Tally the lines that hold the string "full", and reply with the count alone.
— BEGIN —
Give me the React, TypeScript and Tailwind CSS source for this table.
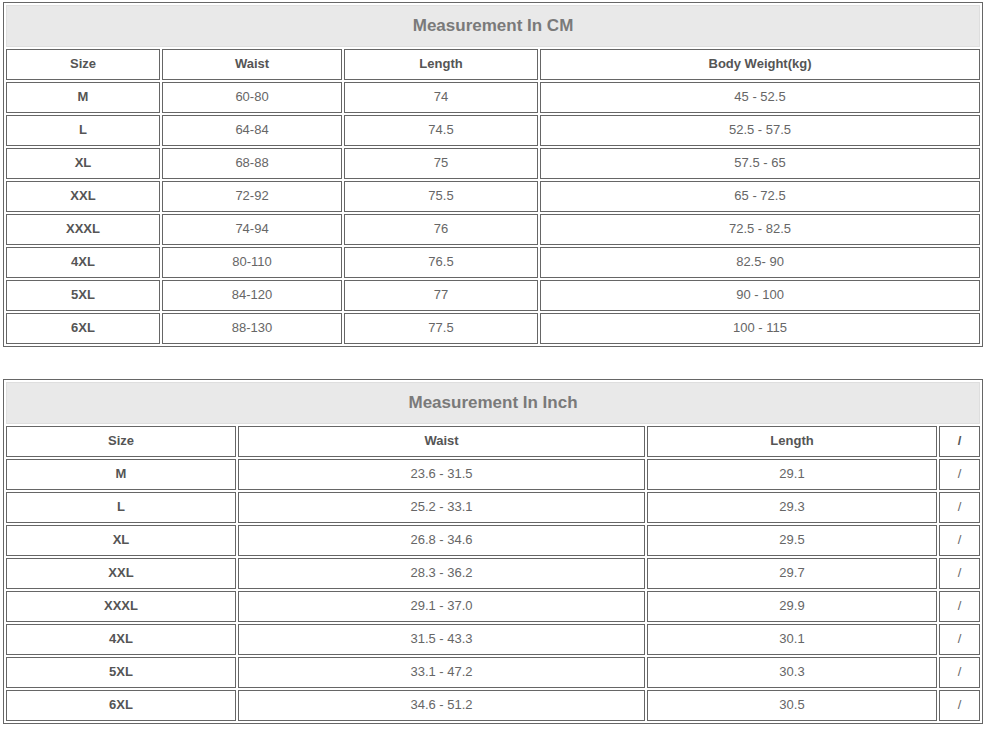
const cmRows = [
  ["M", "60-80", "74", "45 - 52.5"],
  ["L", "64-84", "74.5", "52.5 - 57.5"],
  ["XL", "68-88", "75", "57.5 - 65"],
  ["XXL", "72-92", "75.5", "65 - 72.5"],
  ["XXXL", "74-94", "76", "72.5 - 82.5"],
  ["4XL", "80-110", "76.5", "82.5- 90"],
  ["5XL", "84-120", "77", "90 - 100"],
  ["6XL", "88-130", "77.5", "100 - 115"],
];

const inchRows = [
  ["M", "23.6 - 31.5", "29.1", "/"],
  ["L", "25.2 - 33.1", "29.3", "/"],
  ["XL", "26.8 - 34.6", "29.5", "/"],
  ["XXL", "28.3 - 36.2", "29.7", "/"],
  ["XXXL", "29.1 - 37.0", "29.9", "/"],
  ["4XL", "31.5 - 43.3", "30.1", "/"],
  ["5XL", "33.1 - 47.2", "30.3", "/"],
  ["6XL", "34.6 - 51.2", "30.5", "/"],
];

function SizeTable({
  title,
  head,
  rows,
  cols,
}: {
  title: string;
  head: string[];
  rows: string[][];
  cols: string[];
}) {
  return (
    <table className="table-fixed w-[980px] border-separate border-spacing-[2px] border border-[#666] text-center font-['Liberation_Sans',Arial,sans-serif] text-[13px] text-[#666]">
      <colgroup>
        {cols.map((c, i) => (
          <col key={i} className={c} />
        ))}
      </colgroup>
      <tbody>
        <tr>
          <td colSpan={4} className="h-[42px] p-0 border border-[#dedede] bg-[#e9e9e9] text-[17px] font-bold text-[#7a7a7a]">
            {title}
          </td>
        </tr>
        <tr>
          {head.map((h, i) => (
            <td key={i} className="h-[31px] p-0 pb-px border border-[#666] font-bold text-[#555]">
              {h}
            </td>
          ))}
        </tr>
        {rows.map((r) => (
          <tr key={r[0]}>
            {r.map((v, i) => (
              <td key={i} className={"h-[31px] p-0 pb-px border border-[#666]" + (i === 0 ? " font-bold text-[#555]" : "")}>
                {v}
              </td>
            ))}
          </tr>
        ))}
      </tbody>
    </table>
  );
}

export default function App() {
  return (
    <div className="bg-white w-[989px] h-[731px] pl-[3px] pt-[2px]">
      <SizeTable
        title="Measurement In CM"
        head={["Size", "Waist", "Length", "Body Weight(kg)"]}
        rows={cmRows}
        cols={["w-[154px]", "w-[180px]", "w-[194px]", "w-[440px]"]}
      />
      <div className="h-[32px]" />
      <SizeTable
        title="Measurement In Inch"
        head={["Size", "Waist", "Length", "/"]}
        rows={inchRows}
        cols={["w-[230px]", "w-[407px]", "w-[290px]", "w-[41px]"]}
      />
    </div>
  );
}
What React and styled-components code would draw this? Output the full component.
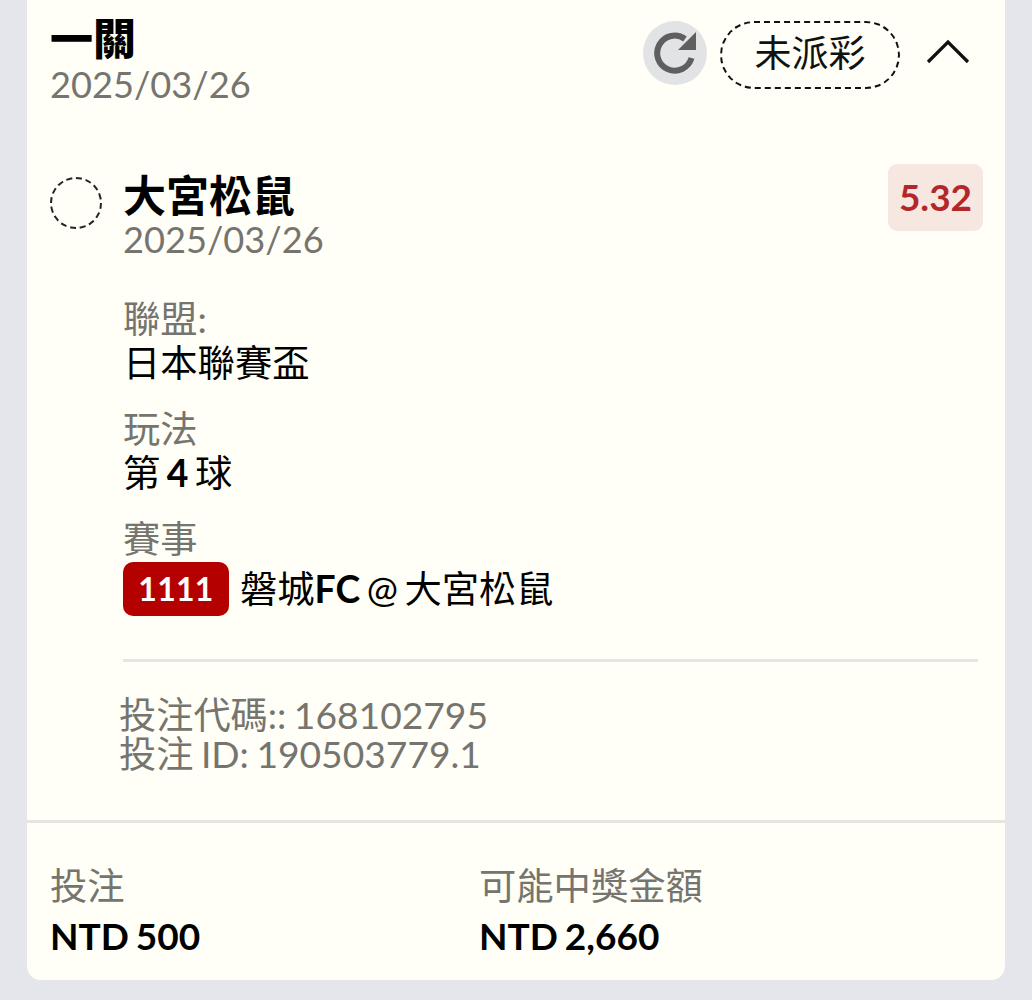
import React from "react";
import styled, { createGlobalStyle } from "styled-components";

const Global = createGlobalStyle`
  html, body { margin: 0; padding: 0; background: #e4e6ec; }
  body { width: 1032px; height: 1000px; overflow: hidden; font-family: Lato, "Noto Sans CJK TC", sans-serif; }
`;
const Page = styled.div`
  width: 1032px; height: 1000px; box-sizing: border-box; padding: 0 27px; overflow: hidden;
`;
const Card = styled.div`
  margin-top: -16px; height: 996px; background: #fffef7; border-radius: 14px;
  display: flex; flex-direction: column;
`;
const Header = styled.div`
  display: flex; justify-content: space-between; align-items: flex-start;
  padding: 30px 24px 0 24px; height: 150px; flex: none;
`;
const TitleBlock = styled.div`display: flex; flex-direction: column;`;
const Title = styled.div`
  font-size: 43px; line-height: 50px; font-weight: 900; color: #000; margin-left: -1px;
`;
const SubDate = styled.div`
  font-size: 36.2px; line-height: 40px; color: #75746e; margin-left: -1px;
`;
const Actions = styled.div`
  display: flex; align-items: center; margin-top: 7px;
`;
const Refresh = styled.div`
  width: 64px; height: 64px; border-radius: 50%; background: #e2e3e5;
  display: flex; align-items: center; justify-content: center; margin: -4px 13px 0 0;
`;
const Status = styled.div`
  width: 180px; height: 68px; box-sizing: border-box; border: 2px dashed #111; border-radius: 34px;
  display: flex; align-items: center; justify-content: center; padding-bottom: 8px;
  font-size: 37px; color: #111; margin-right: 26px;
`;
const Chevron = styled.svg`width: 44px; height: 26px; margin: -6px 11px 0 0;`;
const Selection = styled.div`
  display: flex; padding: 0 22px 0 23px; flex: none;
`;
const Radio = styled.div`
  width: 52px; height: 52px; box-sizing: border-box; border: 2px dashed #222; border-radius: 50%;
  margin-top: 13px; margin-right: 21px; flex: none;
`;
const SelectionMain = styled.div`flex: 1; display: flex; flex-direction: column;`;
const TeamRow = styled.div`display: flex; justify-content: space-between; align-items: flex-start;`;
const Team = styled.div`font-size: 43px; line-height: 52px; font-weight: 700; color: #000; margin-top: 6px;`;
const Odds = styled.div`
  width: 95px; height: 67px; box-sizing: border-box; padding-bottom: 3px; background: #f7e7e1; border-radius: 9px;
  display: flex; align-items: center; justify-content: center;
  font-size: 37px; font-weight: 700; color: #b3272a;
`;
const TeamDate = styled.div`font-size: 36.2px; line-height: 40px; color: #75746e; margin-top: -12px;`;
const Field = styled.div`display: flex; flex-direction: column; margin-top: ${p => p.$top}px;`;
const Label = styled.div`font-size: 37.3px; line-height: 46px; color: #75746e;`;
const Value = styled.div`
  font-size: 37.3px; line-height: 44px; color: #000; display: flex; align-items: center; white-space: pre;
  word-spacing: -3px; margin-top: -1px;
`;
const Tag = styled.span`
  width: 106px; height: 54px; background: #b50000; border-radius: 10px; color: #fff;
  font-size: 32px; font-weight: 700; display: inline-flex; align-items: center; justify-content: center;
  margin: 1px 11px 0 0; letter-spacing: 0.3px;
`;
const Bold = styled.b`font-weight: 700;`;
const Divider = styled.hr`
  border: 0; height: 3px; background: #e6e5df; margin: 43px 5px 0 0;
`;
const Codes = styled.div`
  margin: 33px 0 0 -4px; font-size: 37.2px; line-height: 39px; color: #75746e; word-spacing: -2px;
`;
const Footer = styled.div`
  margin-top: 47px; border-top: 3px solid #e6e5df; padding: 39px 24px 0; display: grid;
  grid-template-columns: 429px 1fr; flex: none;
`;
const FooterLabel = styled.div`font-size: 37.3px; line-height: 48px; color: #75746e; margin-left: -1px;`;
const FooterValue = styled.div`
  font-size: 37px; line-height: 44px; font-weight: 700; color: #000; margin: 4px 0 0 -1px; word-spacing: -2px;
`;

export default function App() {
  return (
    <Page>
      <Global />
      <Card>
        <Header>
          <TitleBlock>
            <Title>一關</Title>
            <SubDate>2025/03/26</SubDate>
          </TitleBlock>
          <Actions>
            <Refresh>
              <svg width="44" height="44" viewBox="0 0 44 44">
                <path d="M38.5 27A17.5 17.5 0 1 1 32 8" fill="none" stroke="#5f5f5f" strokeWidth="6" />
                <path d="M43 1V19H25Z" fill="#5f5f5f" />
              </svg>
            </Refresh>
            <Status>未派彩</Status>
            <Chevron viewBox="0 0 44 26">
              <path d="M2 23L22 3L42 23" fill="none" stroke="#111" strokeWidth="3.2" />
            </Chevron>
          </Actions>
        </Header>
        <Selection>
          <Radio />
          <SelectionMain>
            <TeamRow>
              <Team>大宮松鼠</Team>
              <Odds>5.32</Odds>
            </TeamRow>
            <TeamDate>2025/03/26</TeamDate>
            <Field $top={37}>
              <Label>聯盟:</Label>
              <Value>日本聯賽盃</Value>
            </Field>
            <Field $top={21}>
              <Label>玩法</Label>
              <Value>第 <Bold>4</Bold> 球</Value>
            </Field>
            <Field $top={21}>
              <Label>賽事</Label>
              <Value>
                <Tag>1111</Tag>
                磐城<Bold>FC</Bold> @ 大宮松鼠
              </Value>
            </Field>
            <Divider />
            <Codes>
              投注代碼:: 168102795
              <br />
              投注 ID: 190503779.1
            </Codes>
          </SelectionMain>
        </Selection>
        <Footer>
          <div>
            <FooterLabel>投注</FooterLabel>
            <FooterValue>NTD 500</FooterValue>
          </div>
          <div>
            <FooterLabel>可能中獎金額</FooterLabel>
            <FooterValue>NTD 2,660</FooterValue>
          </div>
        </Footer>
      </Card>
    </Page>
  );
}
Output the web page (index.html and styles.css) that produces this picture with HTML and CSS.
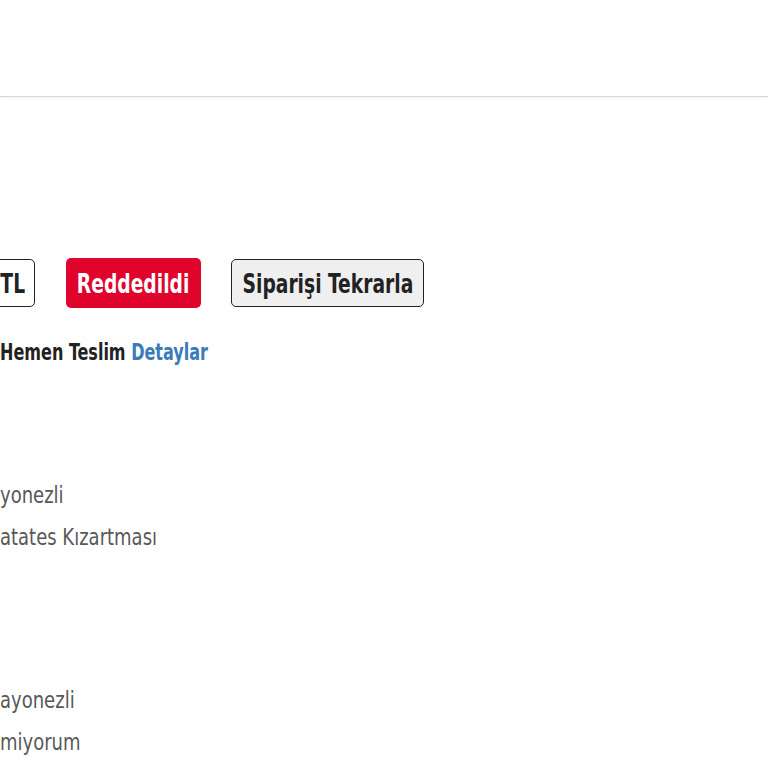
FILE: index.html
```html
<!DOCTYPE html>
<html lang="tr">
<head>
  <meta charset="UTF-8" />
  <meta name="viewport" content="width=device-width, initial-scale=1.0" />
  <title>Siparişlerim</title>
  <link rel="stylesheet" href="styles.css">
</head>
<body>
  <div class="topbar"></div>

  <div class="order">
    <div class="order-head">
      <span class="tag price"><span class="narrow">TL</span></span>
      <span class="tag rejected"><span class="narrow">Reddedildi</span></span>
      <button class="tag repeat"><span class="narrow">Siparişi Tekrarla</span></button>
    </div>

    <p class="delivery"><span class="narrow">Hemen Teslim <a href="#" class="details">Detaylar</a></span></p>

    <ul class="items">
      <li><span class="narrow">yonezli</span></li>
      <li><span class="narrow">atates Kızartması</span></li>
    </ul>

    <ul class="items">
      <li><span class="narrow">ayonezli</span></li>
      <li><span class="narrow">miyorum</span></li>
    </ul>
  </div>
</body>
</html>
```

FILE: styles.css
```css
body {
  margin: 0;
  font-family: "DejaVu Sans Condensed", "DejaVu Sans", sans-serif;
  color: #222;
  background: #fff;
  overflow: hidden;
}
.topbar {
  height: 96px;
  border-bottom: 1px solid #d6d6d6;
  box-shadow: 0 2px 3px rgba(0,0,0,0.03);
}
.narrow {
  display: inline-block;
  white-space: nowrap;
  transform: scaleX(0.77);
  transform-origin: left center;
}
.order {
  padding-top: 161px;
}
.order-head {
  display: flex;
  align-items: center;
  gap: 31px;
}
.tag {
  display: flex;
  align-items: center;
  justify-content: center;
  height: 48px;
  border-radius: 5px;
  font-family: inherit;
  font-size: 27px;
  font-weight: bold;
  box-sizing: border-box;
  padding: 0;
}
.tag .narrow {
  flex: none;
  transform-origin: center;
}
.price {
  width: 60px;
  margin-left: -25px;
  justify-content: flex-end;
  padding-right: 9px;
  border: 1.5px solid #222;
  background: #fff;
}
.price .narrow {
  transform-origin: right center;
}
.rejected {
  width: 135px;
  height: 50px;
  background: #e0042c;
  color: #fff;
}
.repeat {
  width: 193px;
  margin-left: -1px;
  border: 1.5px solid #222;
  background: #efefef;
  color: #222;
}
.delivery {
  margin: 29px 0 0;
  font-size: 23px;
  line-height: 30px;
  font-weight: bold;
}
.delivery .narrow {
  transform: scaleX(0.775);
}
.details {
  color: #3c7bb9;
  text-decoration: none;
}
.items {
  list-style: none;
  margin: 107px 0 0;
  padding: 0;
  font-size: 23px;
  color: #585858;
}
.items + .items {
  margin-top: 121px;
}
.items li {
  line-height: 42px;
}
.items .narrow {
  transform: scaleX(0.87);
}
```
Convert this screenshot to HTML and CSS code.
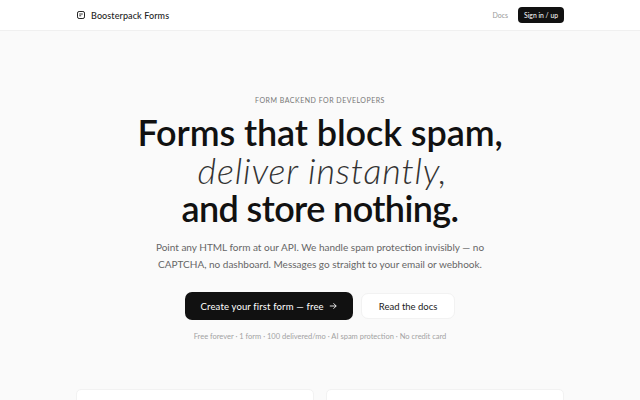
FILE: index.html
```html
<!DOCTYPE html>
<html>
<head>
    <title>Boosterpack Forms</title>
    <link rel="stylesheet" href="styles.css">
</head>
<body>
    <!-- Barra superior -->
    <nav class="navbar">
        <div class="navbar-container">
            <a class="navbar-brand" href="#">
                <svg class="brand-icon" viewBox="0 0 8 8" width="8" height="8">
                    <rect x="0.5" y="0.5" width="7" height="7" rx="1.6" fill="none" stroke="#222" stroke-width="1"/>
                    <path d="M2.2 3H5.8M2.2 4.8H4.2" fill="none" stroke="#222" stroke-width="0.9"/>
                </svg>
                <span>Boosterpack Forms</span>
            </a>
            <div class="navbar-menu">
                <a class="nav-link" href="#">Docs</a>
                <a class="nav-button" href="#">Sign in / up</a>
            </div>
        </div>
    </nav>

    <section class="hero">
        <div class="eyebrow">FORM BACKEND FOR DEVELOPERS</div>
        <h1>Forms that block spam,<br><em>deliver instantly,</em><br><span class="last-line">and store nothing.</span></h1>
        <p class="lead">Point any HTML form at our API. We handle spam protection invisibly — no<br>CAPTCHA, no dashboard. Messages go straight to your email or webhook.</p>
        <div class="actions">
            <a class="btn btn-dark" href="#">Create your first form — free
                <svg viewBox="0 0 10 10" width="8" height="8">
                    <path d="M1 5H9M5.6 1.6L9 5L5.6 8.4" fill="none" stroke="#fff" stroke-width="1.1"/>
                </svg>
            </a>
            <a class="btn btn-light" href="#">Read the docs</a>
        </div>
        <div class="note">Free forever · 1 form · 100 delivered/mo · AI spam protection · No credit card</div>
    </section>

    <!-- Tarjetas -->
    <section class="cards">
        <div class="card"></div>
        <div class="card"></div>
    </section>
</body>
</html>
```

FILE: styles.css
```css
html, body {
    height: 400px;
    overflow: hidden;
}
body {
    font-family: "Lato", Arial, sans-serif;
    margin: 0;
    padding: 0;
    background-color: #fafafa;
    color: #111;
}
a {
    text-decoration: none;
}
.navbar {
    background-color: #fff;
    border-bottom: 1px solid #f0f0f0;
    height: 30px;
}
.navbar-container {
    display: flex;
    align-items: center;
    justify-content: space-between;
    height: 30px;
    margin: 0 76px 0 77px;
}
.navbar-brand {
    display: flex;
    align-items: center;
    gap: 6px;
    font-size: 9px;
    font-weight: 500;
    color: #222;
    letter-spacing: 0.1px;
}
.brand-icon {
    display: block;
}
.navbar-menu {
    display: flex;
    align-items: center;
    gap: 10px;
}
.nav-link {
    font-size: 7px;
    color: #999;
}
.nav-button {
    background-color: #111;
    color: #fff;
    font-size: 6.8px;
    padding: 4px 6px;
    border-radius: 4px;
    line-height: 8px;
}
.hero {
    display: flex;
    flex-direction: column;
    align-items: center;
    text-align: center;
    padding-top: 65px;
}
.eyebrow {
    font-size: 7px;
    line-height: 9px;
    letter-spacing: 0.5px;
    color: #777;
}
h1 {
    margin: 8px 0 0;
    font-size: 36px;
    line-height: 38px;
    font-weight: 600;
    letter-spacing: -0.1px;
    color: #111;
}
h1 em {
    font-weight: 300;
    letter-spacing: 0.8px;
    margin-left: 5px;
    color: #333;
}
.last-line {
    letter-spacing: -0.6px;
}
.lead {
    margin: 12px 0 0;
    font-size: 10px;
    line-height: 17px;
    color: #666;
}
.actions {
    display: flex;
    align-items: center;
    gap: 8px;
    margin-top: 19px;
}
.btn {
    display: flex;
    align-items: center;
    gap: 5px;
    box-sizing: border-box;
    font-size: 9.5px;
    border-radius: 7px;
}
.btn-dark {
    background-color: #111;
    color: #fff;
    height: 28px;
    padding: 0 16px;
    letter-spacing: 0.15px;
}
.btn-light {
    background-color: #fff;
    color: #222;
    height: 26px;
    padding: 0 17px;
    border: 1px solid #f2f2f2;
}
.note {
    margin-top: 12px;
    font-size: 7.5px;
    line-height: 10px;
    color: #a2a2a2;
}
.cards {
    display: grid;
    grid-template-columns: 1fr 1fr;
    gap: 12px;
    margin: 47px 76px 0 76px;
}
.card {
    height: 60px;
    background-color: #fff;
    border: 1px solid #f2f2f2;
    border-radius: 5px;
}
```
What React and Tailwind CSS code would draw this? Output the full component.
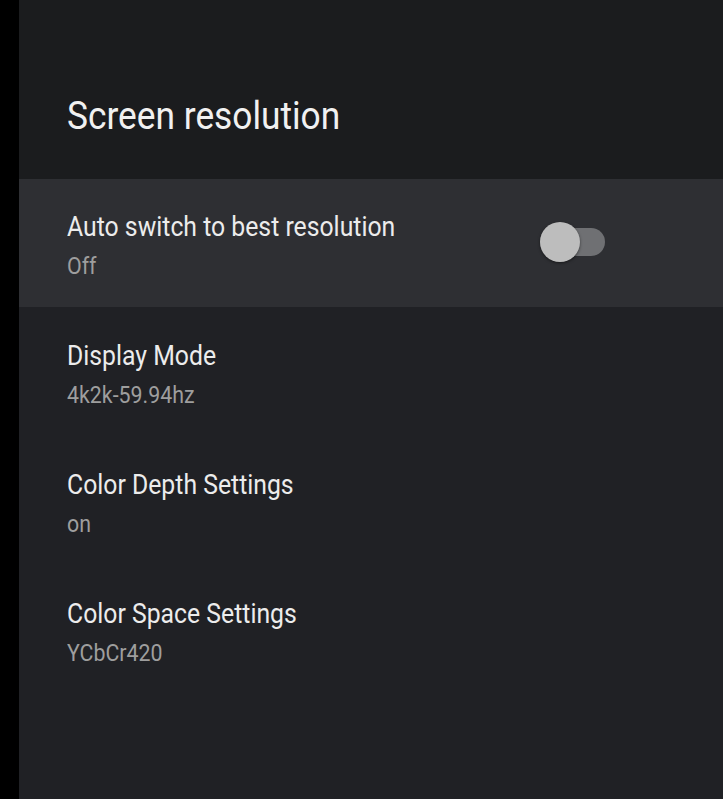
— END —
◆ SOLUTION TO THIS PROBLEM: 2